HSE says visors may be an alternative to masks in some circumstances

Nphet has said visors offer inappropriate protection against Covid-19 for majority of people

Danny Healy Rae TD is seen wearing a protective visor at Leinster House on Kildare Street, Dublin, earlier this week. Photograph: Gareth Chaney/Collins

Danny Healy Rae TD is seen wearing a protective visor at Leinster House on Kildare Street, Dublin, earlier this week.

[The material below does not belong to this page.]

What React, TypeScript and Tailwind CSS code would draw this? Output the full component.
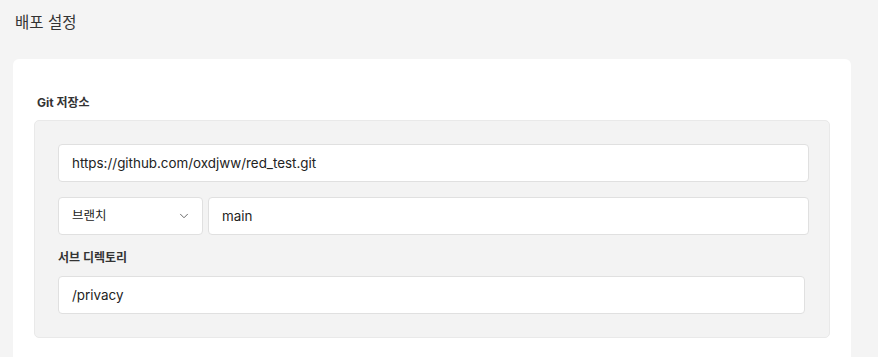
import { ChevronDown } from "lucide-react";

const font = {
  fontFamily: '"Inter", "Noto Sans CJK KR", sans-serif',
};

export default function App() {
  return (
    <div className="min-h-screen w-full bg-[#f4f4f4] px-[13px] pt-[13px] text-[#222]" style={font}>
      {/* Page title */}
      <h1 className="pl-[2px] text-[15.5px] leading-[20px] text-[#333]">배포 설정</h1>

      {/* Card */}
      <div className="mt-[26px] w-[838px] rounded-[6px] bg-white px-[21px] pt-[36px] pb-[40px]">
        <div className="pl-[3px] text-[12px] font-bold leading-[16px] text-[#333]">Git 저장소</div>

        <div className="mt-[9px] flex flex-col rounded-[5px] border border-[#e9e9e9] bg-[#f3f3f3] py-[23px] pl-[23px] pr-[24px]">
          <div className="-mr-[4px] flex h-[38px] items-center rounded-[4px] border border-[#e0e0e0] bg-white px-[13px] text-[13.4px]">
            https://github.com/oxdjww/red_test.git
          </div>

          <div className="-mr-[4px] mt-[15px] flex gap-[5px]">
            <div className="flex h-[38px] w-[145px] items-center justify-between rounded-[4px] border border-[#e0e0e0] bg-white pl-[13px] pr-[11px] text-[12.5px]">
              <span>브랜치</span>
              <ChevronDown className="h-[14px] w-[14px] text-[#555]" strokeWidth={1.5} />
            </div>
            <div className="flex h-[38px] flex-1 items-center rounded-[4px] border border-[#e0e0e0] bg-white px-[13px] text-[13.4px]">
              main
            </div>
          </div>

          <div className="mt-[15px] text-[12px] font-bold leading-[16px] text-[#333]">서브 디렉토리</div>

          <div className="mt-[10px] flex h-[38px] items-center rounded-[4px] border border-[#e0e0e0] bg-white px-[13px] text-[13.4px]">
            /privacy
          </div>
        </div>
      </div>
    </div>
  );
}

Photograph: Gareth Chaney/Collins

 

Visors may be an alternative to face-coverings in certain circumstances to protect against Covid-19, according to new guidance from the Health Service Executive.

The advice, which notes that visors reduce exposure to droplets “to a certain extent”, mentions circumstances such as people with breathing difficulties, or who are unable to remove masks or face-coverings without help.

Other circumstances where visors could be used are where people feel upset or very uncomfortable wearing face-coverings, or where people who have learning difficulties or are hard of hearing or deaf are present.

National Public Health Emergency Team members have repeatedly counselled that visors are inappropriate as protection against the virus for the vast majority of people.

However, the guidance from the HSE’s Health Protection Surveillance Centre stops short of recommending against their use.

It says good quality evidence to allow for assessment of differences in the degree of protection afforded by surgical masks, cloth face-coverings and visors is lacking, particularly for public settings.

Its recommendations related only to cloth face-coverings and visors because, it says, surgical masks are not currently recommended for use outside healthcare settings.

There is a “clear consensus” surgical masks are generally preferred, particularly in high-risk situations, and that “cloth face-coverings are preferred to visors”.

Some international guidance recommends against the use of visors alone, but there is also a “body of evidence and opinion” that visors offer a “significant degree of protection” against droplet protection compared to no face protection.

“Face coverings are always in addition to and never a substitute for other Public Health measures including limiting social contacts, maintaining social distance, hand hygiene and practising appropriate respiratory etiquette.”

The HPSC said in public settings, expert opinion and international guidance generally favours cloth face-coverings.

“There is a rationale and laboratory evidence in particular for favouring cloth face coverings over visors where the wearer is at a higher level (standing) than those potentially exposed at a lower level (sitting).”

Where cloth face coverings are used, they should be of multiple layers of suitable fabric and correctly applied, it recommends.